Why do you write? That’s a question that has popped up in my life from time to time. What makes one person want to write everything down and another hate to write a two line thank you letter? I suppose it’s because we’re all wired differently. Some for writing. Some for dancing. Some for singing. Some for a thousand other talents. My son-in-law is flying to Texas this weekend to take part in an Iron Man race where the participants swim and bike and run. Now that’s a real “why” question. But he likes challenging himself, seeing what he can do. He knows he’s not going to win. The thrill for him is in finishing the race and doing the best that he can do.

But writing? How do you do it? Why do you do it? Are you still doing it? That’s the most frequent question I hear in the grocery store or wherever when I’m out about town. Are you still writing? As if I could quit. Even on the days when the words come hard or not at all, I’m still drawn to the blank page. I still want to fill it with words. I still want to tell a story.

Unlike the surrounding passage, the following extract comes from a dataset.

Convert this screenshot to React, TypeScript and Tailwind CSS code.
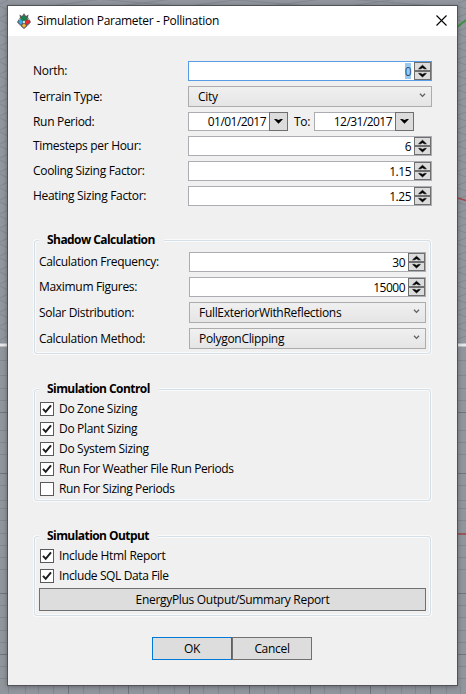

So I came across a quote from Irwin Shaw that I shared with a writing class for Community Ed several years ago.

“Why do kids play football? They can get hurt on any play, can’t they? Yet they can’t wait until Saturday comes around so they can play on the high-school team, or the college team, and get smashed around. Writing is like that. You can get hurt, but you enjoy it.” — Irwin Shaw

And here’s another quoted passage from a lecture delivered to journalism graduates at Columbia by Roger Rosenblatt.

“Why write?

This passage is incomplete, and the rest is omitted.